JOHNSON, J., delivered the opinion of the Court as follows:
This case presents itself in this Court under a cloud of
circumstances unusually threatening. There is scarcely wanting in
it one of those characteristics by which courts of admiralty are
led to the detection of neutral fraud. Whether we consider the
persons who conduct the voyage, the original character of the
vessel, the time and circumstances of the transfer, the trade she
has since been engaged in, the funds with which that trade has been
transacted, or the manner in which it has been conducted, we find
all the hopes and wishes of the adventure centering
Page 14 U. S. 419
in the hostile country. La French, the master, is a native Dane,
a naturalized American citizen, a Russian subject, and finally
domiciled and his family residing in Great Britain, but (as he
declares himself) having no particular residence. Smith, the
supercargo, is a native Englishman, but a naturalized citizen of
the United States. He has resided near 30 years in Baltimore, where
the war finds him. He sails for Lisbon, from thence to Great
Britain, and is almost immediately, without showing any pretensions
to such credit, employed by an opulent house of trade to take
charge of this adventure, with a latitude of discretion which could
be the result only of long acquaintance or very strong
recommendations. Such men are the proper instruments of belligerent
or neutral fraud; they are the avowed panders of the mercantile
world; their consciences are in the market. Having no national
character or feeling and but very few qualms of any other kind,
their talents and fidelity to their employers, like those of the
bravo, are sought out by the projectors of iniquitous adventure.

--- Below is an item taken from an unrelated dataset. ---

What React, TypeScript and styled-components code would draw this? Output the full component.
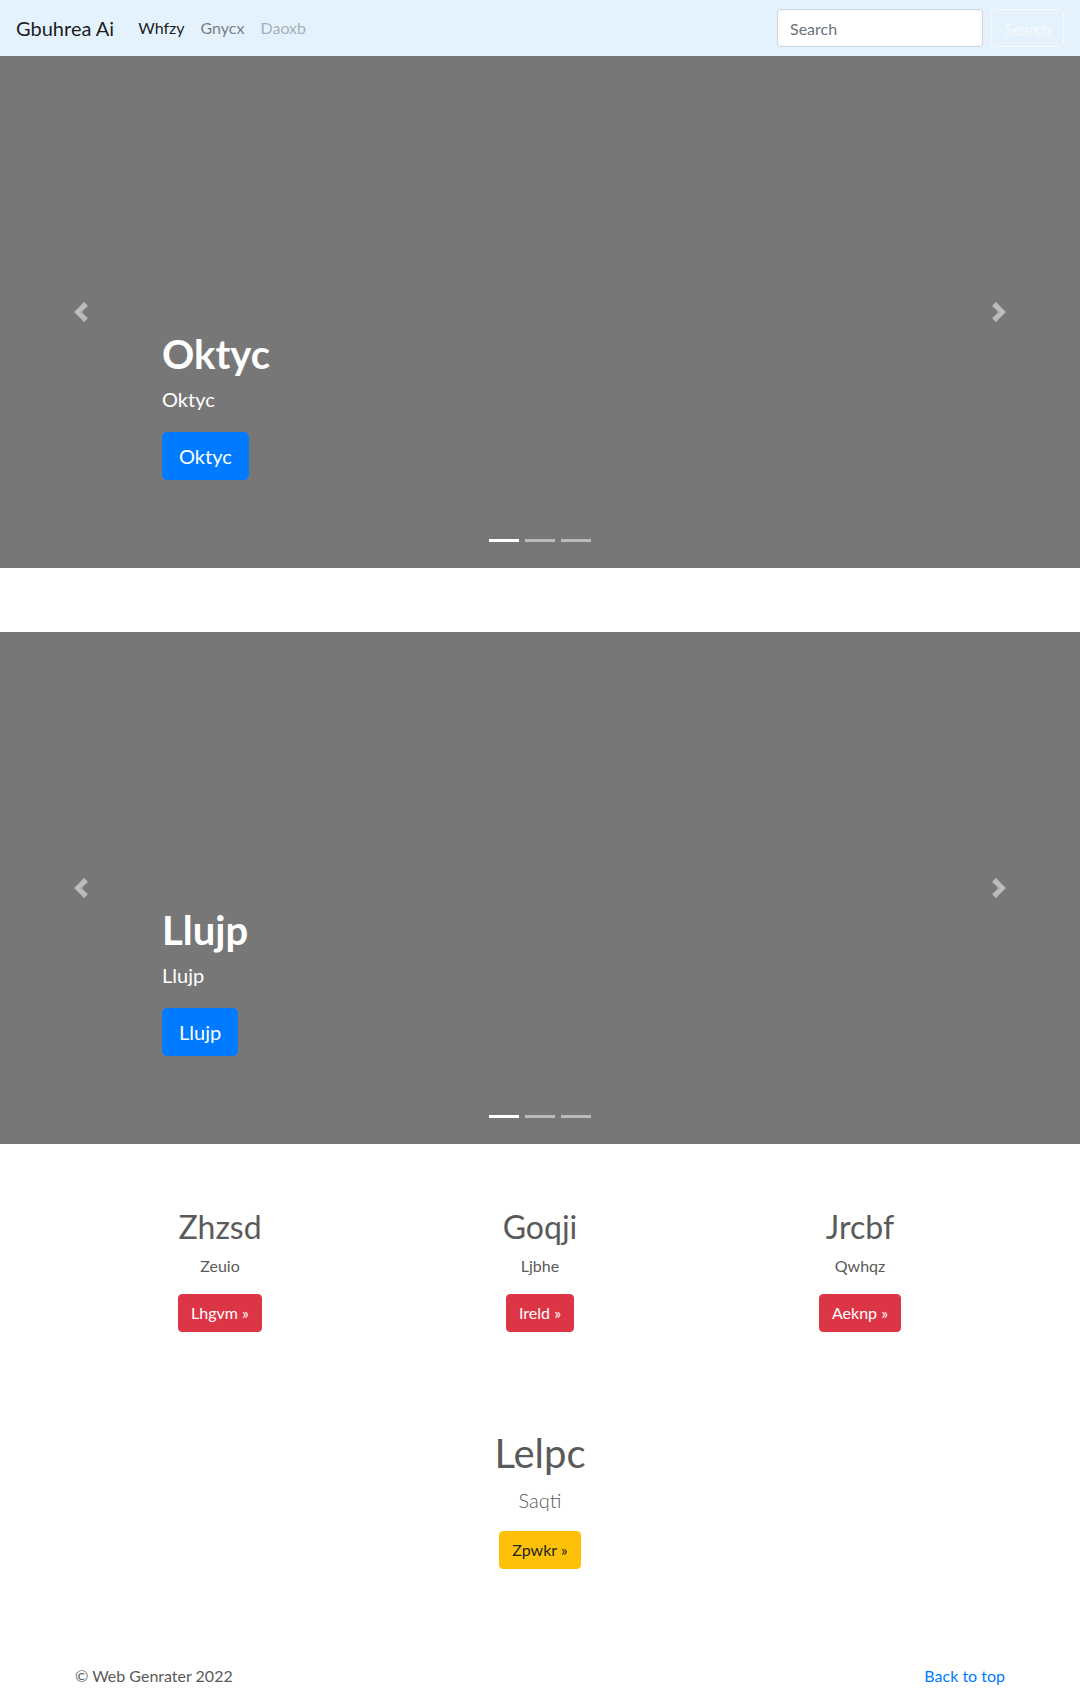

And who are Meyer, and Platzman & Gosler? They are introduced
in the bills of the day as very important personages; the one was
the owner of the ship, the other of the cargo; but we find them
acting a part conspicuous only for its insignificance. They cross
the stage and disappear. It is a circumstance which scarcely admits
of explanation that Meyer never exercised a single act of ownership
over this vessel. He resides at St. Petersburg, she is lying at
Cronstadt. He purchases her, for aught we know, without having ever
seen
Page 14 U. S. 420
her, of a person whom nobody knows, and whom nothing connects
with the vessel; is introduced by a Mr. Nicholas, of Virginia, to
the master, leaves him in command, and, from that time to the
present does not give him one order, nor writes a single letter to
him. If we could suppose it possible, that there was no
correspondence between them from 31 July, 1812, when the ship was
purchased, to 22 December, when she was chartered to Platzman &
Gosler, at least he would have written at that time and enclosed
the master a copy of the charter party and a letter of instructions
to regulate his conduct in the distant and perilous voyage on which
he was about to enter. But we find La French without one scrap of
instruction from the supposed owner, and in all things yielding
implicit obedience to the supposed agent of Platzman & Gosler,
whose interests might very well have been in many things
inconsistent with those of the charterer. And what is not less
remarkable, although he acknowledges that he must have been
eighteen months or two years master of the same ship prior to the
sale to Meyer, we find nothing about him or the vessel by which we
can discover who the former owner was, and when he is asked who
executed the bill of sale to Meyer, his reply is he does not know,
thus leading fairly to a conclusion that reasons exist now, and
existed formerly, for rendering such a correspondence either
unnecessary or unsafe to accompany the ship. As to Platzman &
Gosler, the same observation is strikingly applicable to them. From
the moment they launch their bark upon the ocean, she becomes, as
to them,
Page 14 U. S. 421
a perfect derelict. Not one anxious inquiry, not one expression
of feeling is communicated by letter to their agent in London.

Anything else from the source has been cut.